Which isn't to say that Hamilton was necessarily hoping to get into Laurens's breeches.  Maybe he was, maybe he wasn't; I can't tell from what he wrote, and I don't think anyone else can.  The passages blacked out by Hamilton's editor might settle the question, or they might not.  But Hamilton also told Laurens repeatedly that their fellow officers ("the lads"), including Washington, sent him their "love" (Katz, 455, 456).  It's fun to fantasize about orgies in the General's tent, but I see no reason to believe they happened.  On the other hand, if Hamilton wanted to be merely conventional, he could have written something other than "love" there.  "Their respects," maybe; or "their best regards."  There were surely warm personal bonds of affection, not just duty, between these men, as is common among men who've served together in wartime.  "Love" is, as I said, an ambiguous word, and a person will use it in different senses in rapid succession.  That's what makes it so difficult to tease out the times when erotic "love" is meant.

It now seems to me that we will never know for sure which declarations of same-sex love spoke for erotic desire and which didn't, except in those rare cases where the eroticism is explicit.  Benemann reluctantly acknowledges this, but I think he still hopes that someone someday will find a key that unlocks the hidden copulations, so that we can know who was having sex and who wasn't.  To say this is not to say that there weren't some people who were homosexual in the sense of desiring, loving, and copulating with persons of their own sex, and uninterested erotically in persons of the other sex.  But we're unlikely ever to know who they were.  To recognize this fact is not to refute Benemann's largely straw-man accusation (and category mistake) against social constructionists, but it doesn't help him much either.  All he succeeded in doing in this book was dredging up archival material about male friendship and, in a number of cases, some rather "flamboyant" types who were suspected (or taunted with suspicions) of sodomitical conduct in their own day, whether or not the suspicions were justified.  In most cases we can't even be sure they were, since fag-baiting was on Benemann's showing as popular a political and cultural pastime in the 18th and 19th centuries as it is now, and fag-baiters often don't even care if the men they attack are really queer or not.  (Sometimes, then as now, fag-baiters hope to distract attention from their own proclivities.) 
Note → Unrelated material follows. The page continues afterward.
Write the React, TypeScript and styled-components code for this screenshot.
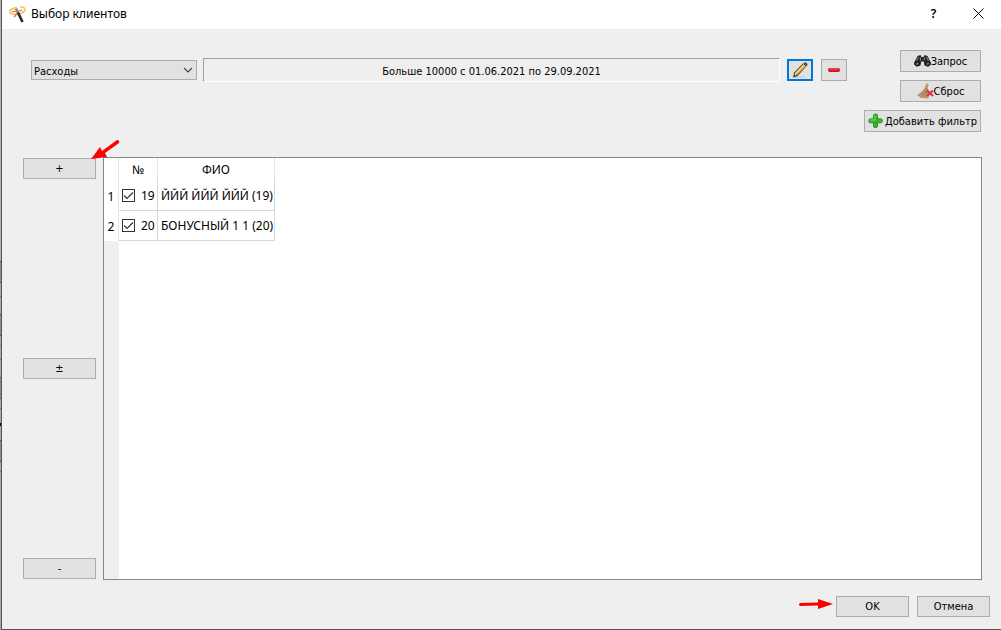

Incidentally, this might be the place to recall that Benemann began his book with the declaration that
I believe that men loving men in the early years of this country were aware of the concept we now label as "queer space," and that they took active steps to separate themselves from the heterosexual majority in order to join their brothers in an underground community based on a shared sexual response [xv].
When I first wrote about Male-Male Intimacy in Early America, I declared my skepticism about this passage.  Now that I've finished the book, I can say that he didn't make a case for it -- indeed, he seems to have forgotten about it.  He was making a profession of faith here, a credo, not drawing a defensible (let alone defended)  historical conclusion.  Which is okay, we all have convictions that matter to us despite a lack of evidence to back them up.  But it doesn't inspire confidence in Benemann's historical judgment.

So what can we do, we who are interested in our queer forerunners?  I think that the ongoing search for suggestive material in the archives is worthwhile and should continue (of course no one needs my permission or approval to do it); one thing that bothered me about Male-Male Intimacy is how much of Benemann's material is, like the Hamilton letters, quite old hat to anyone who's followed the gay historical quest, and Benemann doesn't seem to acknowledge this.  It may be, in fact it's likely, that previously unknown material will be uncovered.  But there's no reason to believe that great troves of accounts of explicitly erotic material will surface; mostly it will be more ambiguous romantic effusions, at least until the twentieth century or so.  Instead of (or in addition to) lamenting this, we should think about what it means and what it might mean to us.

I've been looking for a passage I remember from Katz's Gay American History (and if I find it I'll add it to this post), in which he argued that we should recognize the passionate male-male and female-female friendships as gay (or proto-gay, or gayish), even when we don't know whether they involved genital stimulation.  Sex is good, and important to acknowledge when we can document it, but I think we should stress the presence of love in these relationships, love that was intensely expressed enough to make many heterosexuals uncomfortable.  It should also be remembered that even when we do know that people in the past, or in non-Western societies, were engaged in same-sex copulation, the homophobic and heterosexual-supremacist response has been to deny its reality or significance.  Because of that it may be a waste of time to try to prove that Alexander Hamilton and John Laurens were doin' it; since both of them married, apologists for heterosexual supremacy will deny that any copulation they enjoyed with each other 'counted.'  So let's insist that Hamilton's love for Laurens, and all the other same-sex loves we know about, counted.  It may not have been "homosexuality as we know it today," but it sure wasn't heterosexuality as we know it today either.  These letters and all the other great love literature between males and between females are part of gay and lesbian and bisexual history, which is part of human history.